1. («Вдруг, возвращаясь из гардероба, он увидел, как они нежно беседуют, склонившись друг к другу».)

Образ резко выделен; он чист и ясен, как буква; он и есть буквально то, что причиняет мне боль. Точный, полный, тщательно отделанный, определенный, он не оставляет мне никакого места: я исключен из него, как из первичной сцены, существующей, быть может, лишь постольку, поскольку она выделена контуром замочной скважины. Вот, стало быть, наконец определение образа, любого образа: образ — это то, из чего я исключен. В противоположность тем картинкам-загадкам, где охотник невидимо врисован среди сплетения листвы, меня в этой сцене нет: в образе нет загадки.


2. Образ не допускает возражений, за ним всегда последнее слово; никакое знание не в состоянии ему перечить, как-то его приспособить, перехитрить.
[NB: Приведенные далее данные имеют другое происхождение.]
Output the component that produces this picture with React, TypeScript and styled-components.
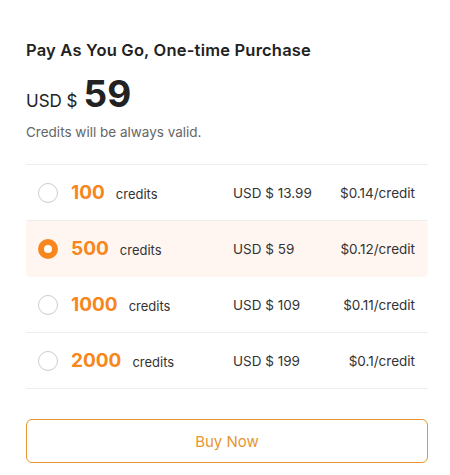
import React, { useState } from "react";
import styled, { createGlobalStyle } from "styled-components";

interface IPlan {
  credits: number;
  price: string;
  perCredit: string;
}

const plans: Array<IPlan> = [
  { credits: 100, price: "USD $ 13.99", perCredit: "$0.14/credit" },
  { credits: 500, price: "USD $ 59", perCredit: "$0.12/credit" },
  { credits: 1000, price: "USD $ 109", perCredit: "$0.11/credit" },
  { credits: 2000, price: "USD $ 199", perCredit: "$0.1/credit" },
];

const GlobalStyle = createGlobalStyle`
  body {
    margin: 0;
    background: #ffffff;
    font-family: Inter, "Noto Sans", sans-serif;
    color: #222222;
  }
`;

const Wrapper = styled.div`
  padding: 40px 22px 0 26px;
`;

const Title = styled.h2`
  margin: 0;
  font-size: 16.5px;
  font-weight: 600;
  line-height: 20px;
  letter-spacing: 0.2px;
  color: #222222;
`;

const PriceLine = styled.div`
  display: flex;
  align-items: baseline;
  gap: 6px;
  margin-top: 12px;
`;

const Currency = styled.span`
  font-size: 17px;
  color: #222222;
`;

const Amount = styled.span`
  font-size: 37px;
  font-weight: 700;
  line-height: 44px;
  color: #222222;
`;

const Note = styled.p`
  margin: 8px 0 0;
  font-size: 13.5px;
  color: #666666;
`;

const PlanList = styled.div`
  margin-top: 24px;
  border-top: 1px solid #eeeeee;
`;

const PlanRow = styled.div<{ $selected: boolean }>`
  display: flex;
  align-items: center;
  height: 55px;
  padding: 0 13px 0 12px;
  border-bottom: 1px solid ${(p) => (p.$selected ? "transparent" : "#eeeeee")};
  background: ${(p) => (p.$selected ? "#fff6f1" : "transparent")};
  border-radius: ${(p) => (p.$selected ? "4px" : "0")};
  cursor: pointer;
`;

const Radio = styled.span<{ $selected: boolean }>`
  box-sizing: border-box;
  width: 20px;
  height: 20px;
  border-radius: 50%;
  border: ${(p) => (p.$selected ? "6px solid #f7861c" : "1px solid #cccccc")};
  background: #ffffff;
  flex-shrink: 0;
`;

const CreditGroup = styled.div`
  flex: 1;
  display: flex;
  align-items: baseline;
  gap: 11px;
  margin-left: 13px;
`;

const CreditCount = styled.span`
  font-size: 19px;
  font-weight: 700;
  color: #f7861c;
`;

const CreditLabel = styled.span`
  font-size: 13px;
  color: #333333;
`;

const Price = styled.span`
  width: 106px;
  font-size: 13.5px;
  color: #333333;
`;

const PerCredit = styled.span`
  width: 76px;
  text-align: right;
  font-size: 13.5px;
  color: #333333;
`;

const BuyButton = styled.button`
  display: block;
  width: 100%;
  height: 44px;
  margin-top: 30px;
  border: 1px solid #e8952f;
  border-radius: 6px;
  background: #ffffff;
  color: #e8952f;
  font-family: Inter, "Noto Sans", sans-serif;
  font-size: 15px;
  cursor: pointer;
`;

function App() {
  const [selected, setSelected] = useState<number>(500);

  return (
    <>
      <GlobalStyle />
      <Wrapper>
        <Title>Pay As You Go, One-time Purchase</Title>
        <PriceLine>
          <Currency>USD $</Currency>
          <Amount>59</Amount>
        </PriceLine>
        <Note>Credits will be always valid.</Note>

        <PlanList>
          {plans.map((plan) => {
            const isSelected = plan.credits === selected;
            return (
              <PlanRow
                key={plan.credits}
                $selected={isSelected}
                onClick={() => setSelected(plan.credits)}
              >
                <Radio $selected={isSelected} />
                <CreditGroup>
                  <CreditCount>{plan.credits}</CreditCount>
                  <CreditLabel>credits</CreditLabel>
                </CreditGroup>
                <Price>{plan.price}</Price>
                <PerCredit>{plan.perCredit}</PerCredit>
              </PlanRow>
            );
          })}
        </PlanList>

        <BuyButton>Buy Now</BuyButton>
      </Wrapper>
    </>
  );
}

export default App;
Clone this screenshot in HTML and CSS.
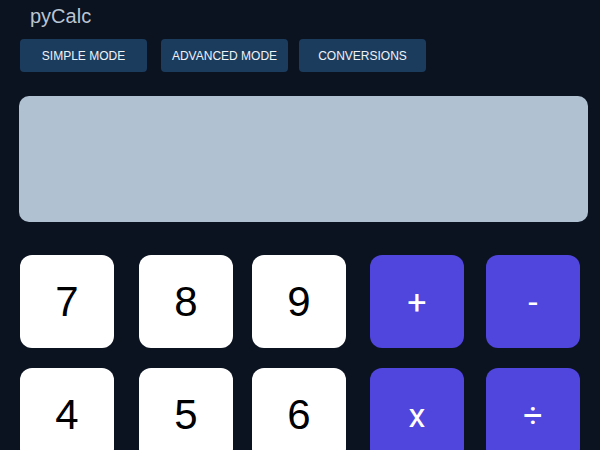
FILE: index.html
```html
<!DOCTYPE html>
<html>
<head>
<meta charset="utf-8">
<link rel="stylesheet" href="styles.css">
</head>
<body>
<div class="app">
  <h1 class="title">pyCalc</h1>
  <nav class="modes">
    <button class="mode">SIMPLE MODE</button>
    <button class="mode">ADVANCED MODE</button>
    <button class="mode">CONVERSIONS</button>
  </nav>
  <div class="display"></div>
  <div class="keys">
    <button class="key num">7</button>
    <button class="key num">8</button>
    <button class="key num">9</button>
    <button class="key op">+</button>
    <button class="key op">-</button>
    <button class="key num">4</button>
    <button class="key num">5</button>
    <button class="key num">6</button>
    <button class="key op">x</button>
    <button class="key op">÷</button>
  </div>
</div>
</body>
</html>
```
FILE: styles.css
```css
html, body {
  margin: 0;
  padding: 0;
  background: #0b1220;
  font-family: "Liberation Sans", Arial, sans-serif;
}
.app {
  padding: 0 0 0 19px;
  width: 600px;
  box-sizing: border-box;
}
.title {
  margin: 0 0 0 11px;
  padding-top: 2px;
  font-size: 20px;
  line-height: 28px;
  font-weight: normal;
  color: #b9c5d2;
}
.modes {
  margin-top: 9px;
  margin-left: 1px;
  display: grid;
  grid-template-columns: 141px 138px 127px;
}
.mode {
  width: 127px;
  height: 33px;
  border: none;
  border-radius: 4px;
  background: #1c3c5e;
  color: #eef3f8;
  font-family: "Liberation Sans", Arial, sans-serif;
  font-size: 12px;
  padding: 0;
}
.display {
  margin-top: 24px;
  width: 569px;
  height: 126px;
  border-radius: 10px;
  background: #b0c1d1;
}
.keys {
  margin-top: 33px;
  margin-left: 1px;
  display: grid;
  grid-template-columns: 119px 113px 118px 116px 94px;
  grid-auto-rows: 93px;
  row-gap: 20px;
}
.key {
  width: 94px;
  height: 93px;
  border: none;
  border-radius: 12px;
  padding: 0;
  font-family: "Liberation Sans", Arial, sans-serif;
}
.num {
  background: #ffffff;
  color: #000000;
  font-size: 42px;
}
.op {
  background: #5045dc;
  color: #ffffff;
  font-size: 34px;
  font-family: Roboto, "Liberation Sans", sans-serif;
  font-weight: 400;
}
```
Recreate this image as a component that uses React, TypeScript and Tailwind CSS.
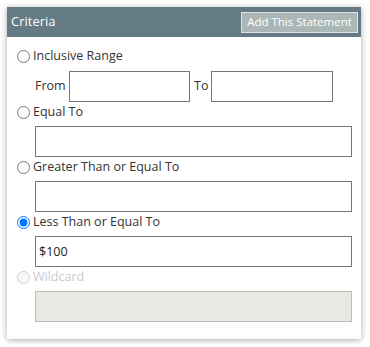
import React from "react";

const inputCls =
  "block w-full h-[31px] border border-[#767676] bg-white px-[3px] text-[12.5px] text-[#222] outline-none";

function Option({
  label,
  checked,
  disabled,
}: {
  label: string;
  checked?: boolean;
  disabled?: boolean;
}) {
  return (
    <label
      className={
        "flex h-[20px] items-center gap-[3px] text-[12.5px] " +
        (disabled ? "text-[#c9c9d1]" : "text-[#333]")
      }
    >
      <input
        type="radio"
        name="criteria"
        defaultChecked={checked}
        disabled={disabled}
        className="m-0 ml-[1px] h-[13px] w-[13px]"
      />
      {label}
    </label>
  );
}

export default function App() {
  return (
    <div className="min-h-screen bg-white p-[7px] font-['Open_Sans',sans-serif]">
      <div className="w-[354px] bg-white shadow-[0_1px_6px_rgba(0,0,0,0.35)]">
        <div className="flex h-[30px] items-center justify-between bg-[#647a85] pl-[4px] pr-[3px]">
          <span className="text-[13px] text-white">Criteria</span>
          <button
            type="button"
            className="h-[21px] w-[117px] border border-[#dfe3e3] bg-[#aab7b6] text-[11.5px] text-white"
          >
            Add This Statement
          </button>
        </div>
        <div className="pb-[17px] pl-[9px] pr-[9px] pt-[9px]">
          <Option label="Inclusive Range" />
          <div className="mt-[5px] flex items-center pl-[19px]">
            <span className="w-[34px] text-[12.5px] text-[#333]">From</span>
            <input className={inputCls + " !w-[121px]"} />
            <span className="w-[21px] pl-[4px] text-[12.5px] text-[#333]">To</span>
            <input className={inputCls + " !w-[122px]"} />
          </div>
          <Option label="Equal To" />
          <div className="mt-[4px] pl-[19px]">
            <input className={inputCls} />
          </div>
          <Option label="Greater Than or Equal To" />
          <div className="mt-[4px] pl-[19px]">
            <input className={inputCls} />
          </div>
          <Option label="Less Than or Equal To" checked />
          <div className="mt-[4px] pl-[19px]">
            <input className={inputCls} defaultValue="$100" />
          </div>
          <Option label="Wildcard" disabled />
          <div className="mt-[4px] pl-[19px]">
            <input
              disabled
              className="block h-[31px] w-full border border-[#bdbcb5] bg-[#e9e8e2] outline-none"
            />
          </div>
        </div>
      </div>
    </div>
  );
}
Вертер прекрасно знает, что Шарлотта помолвлена с Альбертом, и, в общем-то, он страдает от этого не очень явно, но «я содрогаюсь всем телом, когда Альберт обнимает ее стройный стан». Я отлично знаю, что Шарлотта мне не принадлежит, — говорит рассудок Вертера; но все же Альберт крадет ее у меня, — говорит стоящий у него перед глазами образ.

Вертер


3. Образы, из которых я изъят, по отношению ко мне жестоки; но иногда я и сам (инверсия) включен в образ. Удаляясь от террасы кафе, где я вынужден оставить другого с кем-то еще, я вижу себя одиноко уходящим, слегка ссутулившись, по безлюдной улице. Я обращаю свою исключительность в образ. Этот образ, в котором, как в зеркале, представлено мое отсутствие, есть печальный образ.